Saturday, November 25, 2006

Harapan

“Terkadang harapan kita, bisa jadi hanya kekosongan. Tapi kita terus memburunya tanpa sadar…”

Penggalan kata di atas sebenarnya ingin kukatakan kepada seseorang, tapi kuurungkan hanya karena kutahu mungkin saja saya termasuk di antaranya; mengejar sesuatu yang kukira nyata. Seperti mengejar fatamorgana.

Ia pamanku, seorang yang kutemui hanya setiap aku berada di kota ini. Seseorang yang diusianya yang ke-56 masih membujang. Entah sudah berapa lama ia disini, tapi tiap kali bertemu, ia hanya berbicara tentang sesuatu yang sebenarnya tak kupahami benar.

Kali kemarin terakhir aku bertemu, ia hanya bercerita; kalau ia sementara mengurus uang belasan peti dolar brazil dari zaman orde-lama, yang katanya akan dibeli seseorang yang entah. Barang ini, konon dalah hadiah buat Bung Karno (BK), di masa jayanya dulu, dan masih dikejar orang-orang tanpa penjelasan rinci mengapa mata uang lama tersebut masih dikejar.

(Aku hanya teringat Dana Revolusi simpanan BK yang banyak meninabobokan orang-orang yang ingin cepat kaya. Juga teringat orang-orang yang bermimpi akan nasib baik dan cepat kaya yang disediakan kehidupan ini, namun dihempas kenyataan.)

Sebelumnya, setia kali bersua, ia hanya bercerita tentang rencana ataupun proyek yang seperti sedang digelutinya.

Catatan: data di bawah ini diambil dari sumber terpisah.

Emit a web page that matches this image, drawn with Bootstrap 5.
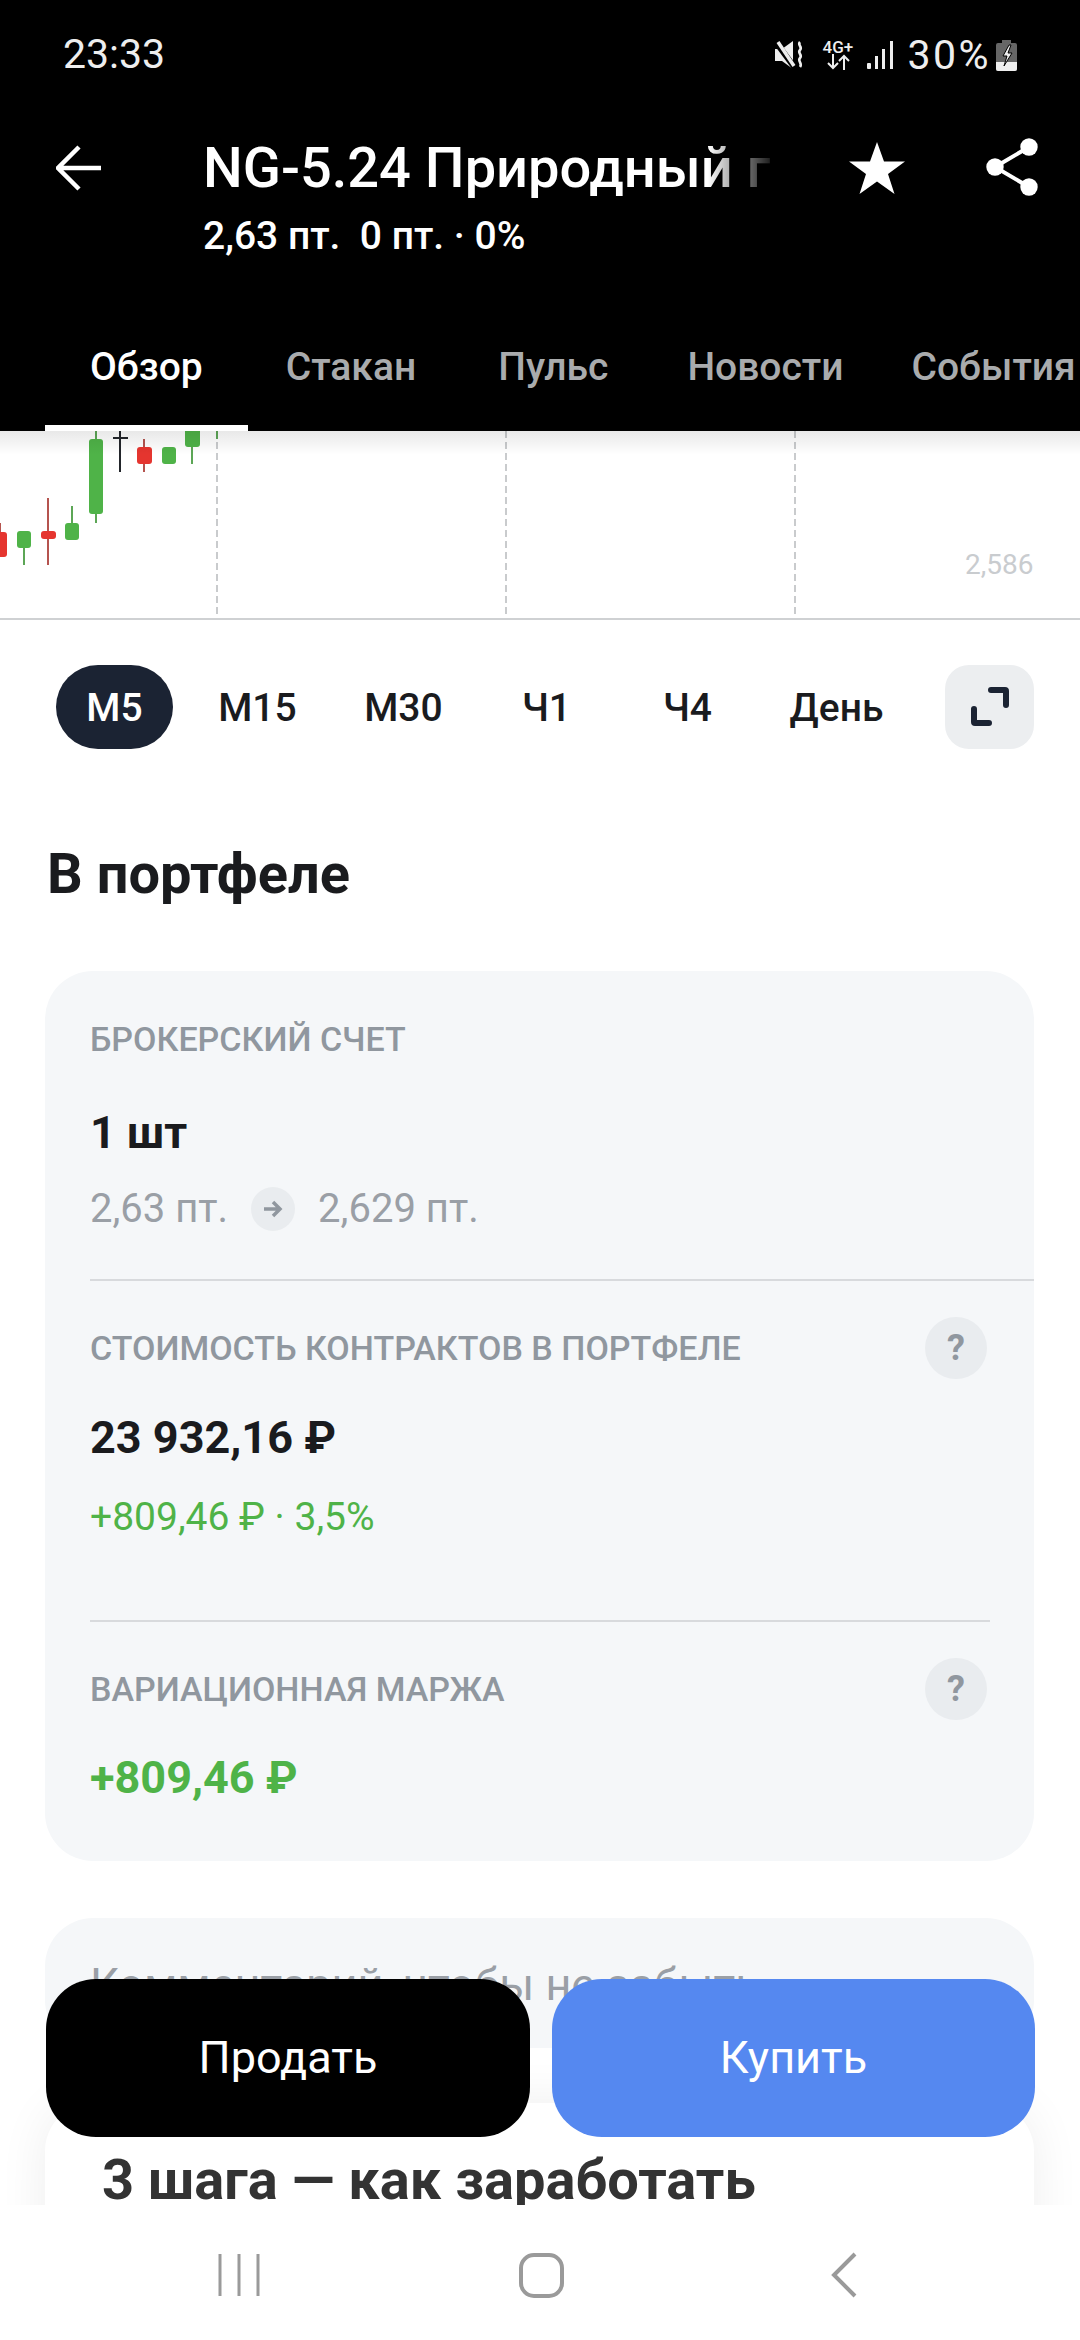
<!DOCTYPE html>
<html lang="ru">
<head>
<meta charset="utf-8">
<title>NG-5.24</title>
<link href="https://cdn.jsdelivr.net/npm/bootstrap@5.3.0/dist/css/bootstrap.min.css" rel="stylesheet">
<style>
html,body{margin:0;height:2340px;overflow:hidden;background:#fff;}
body{font-family:Roboto,"Liberation Sans",sans-serif;color:#1a1b1e;}
.app-shell{height:2340px;}
.top-zone{background:#000;color:#fff;height:431px;flex:none;}
.status-row{height:110px;padding:0 63px;}
.clock{font-size:41px;line-height:1;color:#eee;margin-top:-2px;}
.net-stack{width:33px;margin:0 13px 0 16px;line-height:1;}
.net-text{font-size:17px;font-weight:500;color:#eee;line-height:14px;}
.pct{font-size:41px;line-height:1;color:#eee;margin:0 5px 0 13px;letter-spacing:2.500px;}
.title-row{height:148px;padding-left:56px;}
.back-wrap{width:147px;flex:none;padding-top:35px;}
.title-col{width:570px;flex:none;padding-top:26px;}
.title-main{font-size:56px;font-weight:500;line-height:64px;white-space:nowrap;width:fit-content;-webkit-mask-image:linear-gradient(90deg,#000 89%,rgba(0,0,0,.12) 100%);mask-image:linear-gradient(90deg,#000 89%,rgba(0,0,0,.12) 100%);}
.title-sub{font-size:39px;font-weight:500;line-height:44px;margin-top:14px;white-space:nowrap;}
.star-ic{margin:32px 0 0 76px;}
.share-ic{margin:28px 0 0 81px;}
.tab-strip{padding:84px 0 0 45px;flex-wrap:nowrap;height:173px;margin:0;}
.tab-item{color:#a9abad;font-size:39px;font-weight:500;line-height:50px;padding:0;margin-right:82px;white-space:nowrap;}
.tab-item:hover{color:#a9abad;}
.tab-first,.tab-first:hover{padding:0 45px;margin-right:38px;border-bottom:6px solid #fff;color:#fff;}
.tab-mid{margin-right:79px;}
.tab-close{margin-right:68px;}
.main-zone{flex:1 1 auto;min-height:0;overflow:hidden;}
.chart-box{height:189px;border-bottom:2px solid #cfd1d3;}
.chart-box svg{display:block;}
.axis-label{font-size:28px;fill:#c9cccf;font-family:Roboto,"Liberation Sans",sans-serif;}
.period-row{padding:45px 46px 0 56px;}
.period-item{width:117px;height:84px;margin-right:26px;font-size:39px;font-weight:500;color:#1a1b1e;padding:0;border-radius:42px;line-height:86px;text-align:center;white-space:nowrap;}
.period-item:hover{color:#1a1b1e;}
.period-on,.period-on:hover{background:#1b2333;color:#fff;}
.gap-wide{margin-right:29px;}
.gap-tight{margin-right:24px;}
.gap-day{margin-right:32px;}
.expand-btn{width:89px;height:84px;background:#eceef0;border-radius:24px;margin-left:auto;}
.sect-title{font-size:56px;font-weight:700;line-height:64px;margin:93px 0 0 47px;color:#1a1b1e;}
.pf-card{margin:65px 46px 0 45px;background:#f5f7f9;border:0;border-radius:48px;height:890px;padding:0 0 0 45px;}
.pf-label{font-size:34px;font-weight:500;color:#90979f;line-height:40px;white-space:nowrap;}
.pf-big{font-size:45px;font-weight:700;line-height:50px;color:#1a1b1e;}
.pf-price{font-size:40px;color:#9a9fa6;line-height:46px;white-space:nowrap;}
.go-dot{width:44px;height:44px;border-radius:50%;background:#e9ecef;margin:0 23px;}
.pf-rule-a{border-top:2px solid #d8dadd;margin-top:47px;}
.pf-rule-b{border-top:2px solid #d8dadd;margin:81px 44px 0 0;}
.qmark{width:62px;height:62px;border-radius:50%;background:#e9ecef;color:#90979f;font-size:36px;font-weight:700;line-height:62px;text-align:center;flex:none;margin-right:47px;}
.pos-text{color:#4fb348;font-size:39px;line-height:44px;white-space:nowrap;margin-top:32px;}
.pos-big{color:#4fb348;font-size:45px;font-weight:700;line-height:50px;margin-top:33px;}
.pf-a{margin-top:48px;}
.pf-b{margin-top:49px;}
.pf-c{margin-top:28px;}
.pf-d{margin-top:36px;}
.pf-e{margin-top:34px;}
.pf-h{margin-top:36px;}
.note-card{margin:57px 46px 0 45px;background:#f5f7f9;border:0;border-radius:48px;height:130px;padding:40px 45px 0;color:#9a9fa6;font-size:45px;line-height:54px;white-space:nowrap;}
.step-card{position:absolute;left:45px;right:46px;top:1672px;height:400px;background:#fff;border:0;border-radius:48px;box-shadow:0 0 50px rgba(0,0,0,.07);padding:45px 57px;font-size:56px;font-weight:700;line-height:64px;color:#333;white-space:nowrap;}
.deal-btn{position:absolute;top:1548px;height:158px;border:0;border-radius:50px;font-size:45px;font-weight:400;color:#fff;padding:0;}
.deal-sell,.deal-sell:hover{left:46px;width:484px;background:#000;color:#fff;}
.deal-buy,.deal-buy:hover{left:552px;width:483px;background:#5588f0;color:#fff;}
.sys-nav{height:135px;flex:none;background:#fff;z-index:2;}
.sys-nav svg{display:block;}
</style>
</head>
<body>
<div class="app-shell d-flex flex-column">
  <header class="top-zone">
    <div class="status-row d-flex justify-content-between align-items-center">
      <span class="clock">23:33</span>
      <div class="d-flex align-items-center">
        <svg width="30" height="28" viewBox="0 0 30 28"><path d="M0 8h7l11-8v28L7 20H0z" fill="#eee"/><path d="M0 0l20 27" stroke="#000" stroke-width="6"/><path d="M3 1l16 24" stroke="#eee" stroke-width="3.500"/><path d="M25 1c-3 3 3 5 0 8s3 5 0 8 3 5 0 9" fill="none" stroke="#eee" stroke-width="2.600"/></svg>
        <div class="net-stack d-flex flex-column align-items-center">
          <span class="net-text">4G+</span>
          <svg width="26" height="16" viewBox="0 0 26 16"><path d="M8 0v14M3 9l5 5 5-5M19 16V2M14 7l5-5 5 5" fill="none" stroke="#eee" stroke-width="2"/></svg>
        </div>
        <svg width="27" height="28" viewBox="0 0 27 28"><g fill="#eee"><rect x="0" y="22" width="4" height="6" rx="1"/><rect x="8" y="15" width="3" height="13"/><rect x="15" y="8" width="3" height="20"/><rect x="23" y="0" width="3" height="28"/></g></svg>
        <span class="pct">30%</span>
        <svg width="21" height="31" viewBox="0 0 21 31"><path d="M6 0h9v3h4a2 2 0 0 1 2 2v24a2 2 0 0 1-2 2H2a2 2 0 0 1-2-2V5a2 2 0 0 1 2-2h4z" fill="#666"/><path d="M0 22h21v7a2 2 0 0 1-2 2H2a2 2 0 0 1-2-2z" fill="#eee"/><path d="M13 5l-6 11h4l-3 10 8-13h-4l3-8z" fill="#eee" stroke="#000" stroke-width="1"/></svg>
      </div>
    </div>
    <div class="title-row d-flex align-items-start">
      <div class="back-wrap">
        <svg width="46" height="46" viewBox="0 0 46 46"><path d="M45 23H3M23 2L2 23l21 21" fill="none" stroke="#fff" stroke-width="4.500"/></svg>
      </div>
      <div class="title-col">
        <div class="title-main">NG-5.24 Природный г</div>
        <div class="title-sub">2,63 пт.&nbsp; 0 пт. · 0%</div>
      </div>
      <svg class="star-ic" width="56" height="52" viewBox="0 0 56 52"><path d="M28 0l7 19.500h21L39 32l6.500 20L28 39.500 10.500 52 17 32 0 19.500h21z" fill="#fff"/></svg>
      <svg class="share-ic" width="52" height="60" viewBox="0 0 52 60"><g fill="#fff"><circle cx="43" cy="9" r="8.700"/><circle cx="9" cy="29" r="8.700"/><circle cx="43" cy="49" r="8.700"/></g><path d="M43 9L9 29l34 20" fill="none" stroke="#fff" stroke-width="4"/></svg>
    </div>
    <nav class="nav tab-strip">
      <a class="nav-link tab-item tab-first" href="#">Обзор</a>
      <a class="nav-link tab-item" href="#">Стакан</a>
      <a class="nav-link tab-item tab-mid" href="#">Пульс</a>
      <a class="nav-link tab-item tab-close" href="#">Новости</a>
      <a class="nav-link tab-item" href="#">События</a>
    </nav>
  </header>
  <main class="main-zone position-relative">
    <div class="chart-box">
      <svg width="1080" height="187" viewBox="0 431 1080 187">
        <defs><linearGradient id="fadeTop" x1="0" y1="0" x2="0" y2="1"><stop offset="0" stop-color="#000" stop-opacity=".09"/><stop offset="1" stop-color="#000" stop-opacity="0"/></linearGradient></defs>
        <g stroke="#c9cbcd" stroke-width="2" stroke-dasharray="7 4"><path d="M217 431v187M506 431v187M795 431v187"/></g>
        <g stroke="#5ca656" stroke-width="2"><path d="M24 548v17M72 506v20M96 431v8M96 514v9M192 447v17M217 431v8"/></g>
        <g stroke="#b5544f" stroke-width="2"><path d="M0 523v10M48 498v67M144 439v33"/></g>
        <path d="M120 431v41M113 438h15" stroke="#22252a" stroke-width="2" fill="none"/>
        <g fill="#e5352f"><rect x="-8" y="532" width="15" height="25" rx="3"/><rect x="41" y="531" width="15" height="8" rx="3"/><rect x="137" y="447" width="15" height="17" rx="3"/></g>
        <g fill="#4fb348"><rect x="17" y="531" width="14" height="17" rx="3"/><rect x="65" y="523" width="14" height="17" rx="3"/><rect x="89" y="439" width="14" height="75" rx="3"/><rect x="162" y="447" width="14" height="17" rx="3"/><rect x="185" y="425" width="15" height="22" rx="3"/></g>
        <text class="axis-label" x="965" y="574">2,586</text>
        <rect x="0" y="431" width="1080" height="24" fill="url(#fadeTop)"/>
      </svg>
    </div>
    <div class="period-row d-flex align-items-center">
      <a class="nav-link period-item period-on" href="#">М5</a>
      <a class="nav-link period-item gap-wide" href="#">М15</a>
      <a class="nav-link period-item" href="#">М30</a>
      <a class="nav-link period-item gap-tight" href="#">Ч1</a>
      <a class="nav-link period-item gap-day" href="#">Ч4</a>
      <a class="nav-link period-item" href="#">День</a>
      <button class="btn expand-btn d-flex align-items-center justify-content-center p-0" type="button" aria-label="Развернуть">
        <svg width="44" height="44" viewBox="0 0 44 44"><path d="M23 5h14a1 1 0 0 1 1 1v14M6 24v13a1 1 0 0 0 1 1h14" fill="none" stroke="#1b2333" stroke-width="6" stroke-linecap="round"/></svg>
      </button>
    </div>
    <h2 class="sect-title">В портфеле</h2>
    <section class="card pf-card">
      <div class="pf-label pf-a">БРОКЕРСКИЙ СЧЕТ</div>
      <div class="pf-big pf-b">1 шт</div>
      <div class="pf-price d-flex align-items-center pf-c"><span>2,63 пт.</span><span class="go-dot d-flex align-items-center justify-content-center"><svg width="20" height="18" viewBox="0 0 20 18"><path d="M1 9h16M10 2l7 7-7 7" fill="none" stroke="#90979f" stroke-width="3.500"/></svg></span><span>2,629 пт.</span></div>
      <div class="pf-rule-a"></div>
      <div class="d-flex justify-content-between align-items-center pf-d"><span class="pf-label">СТОИМОСТЬ КОНТРАКТОВ В ПОРТФЕЛЕ</span><span class="qmark">?</span></div>
      <div class="pf-big pf-e">23 932,16 ₽</div>
      <div class="pos-text">+809,46 ₽ · 3,5%</div>
      <div class="pf-rule-b"></div>
      <div class="d-flex justify-content-between align-items-center pf-h"><span class="pf-label">ВАРИАЦИОННАЯ МАРЖА</span><span class="qmark">?</span></div>
      <div class="pos-big">+809,46 ₽</div>
    </section>
    <section class="card note-card">Комментарий, чтобы не забыть</section>
    <section class="card step-card">3 шага — как заработать</section>
    <button class="btn deal-btn deal-sell" type="button">Продать</button>
    <button class="btn deal-btn deal-buy" type="button">Купить</button>
  </main>
  <footer class="sys-nav position-relative d-flex align-items-center">
    <svg width="1080" height="135" viewBox="0 2205 1080 135"><g fill="none" stroke="#9a9a9a"><path d="M220 2254v42M239 2254v42M258 2254v42" stroke-width="3"/><rect x="521" y="2255" width="41" height="41" rx="13" stroke-width="4"/><path d="M855 2254l-21 21 21 21" stroke-width="4"/></g></svg>
  </footer>
</div>
<script src="https://cdn.jsdelivr.net/npm/bootstrap@5.3.0/dist/js/bootstrap.bundle.min.js"></script>
</body>
</html>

Tentang mimpi-mimpi bahwa nasib yang akan berubah cepat jika saja waktu berpihak dan ia tak perlu lagi berpindah dari satu tempat kawan ke tempat kawannya yang lain.

Setiap kali aku berbicara tentang pulang, Ia mengelak, seraya menyebut sekian rencana yang akan dilakukannya. Aku selalu bisa menebaknya, selalu berkenaan dengan benda-benda masa lalu, atau kehidupan yang gilang gemilang kalau saja nasib baik itu terjadi. Ia akan selalu menutupnya dengan, “ doakan saja, supaya ini cepat terlaksana..”. aku dengan putus asa, mungkin merapal “amin..”, meski seperti merapal kutukan akan keputus-asaanku sendiri karena tak mampu membujuknya.

Ia, kata pamanku itu, meski kudengar suara itu terdengar letih, ingin kembali ke kampung halaman kami dan menegakkan nama besar Kakek, yang adalah ayahnya –yang dulu adalah salah satu Tuan, dari 3 Tuan dimasanya. Nama besar yang menurutku berarti Kekayaan, Nama yang disebut handai taulan dengan takjub, dan mungkin dengan decak kagum. Dan ia mugnkin baru akan menikah dengan pesta yang meriah dan disesaki semua kerabat.

Jika kusebutkan tentang kehidupan yang tetap sederhana, tanpa harus dikepung mimpi yang muluk, ia hanya bilang kampung tempatku dan sebagian besar kerabat menetap, tidak menyediakan mimpi yang bisa dengan cepat menyata. Ia bilang; “hanya di kota ini, semua itu mungkin…”
Kalau saja ia tahu berapa ratus ribu harapan yang luluh lantak di kota ini.

Kadang kupikir ia hanya mengejar labirin ilusi yang menyelubungi dirinya dan membuatnya tetap berputar-putar, tanpa pernah kemana-mana. Tapi mungkin saja aku atau siapapun bias saja menjadi ia kan?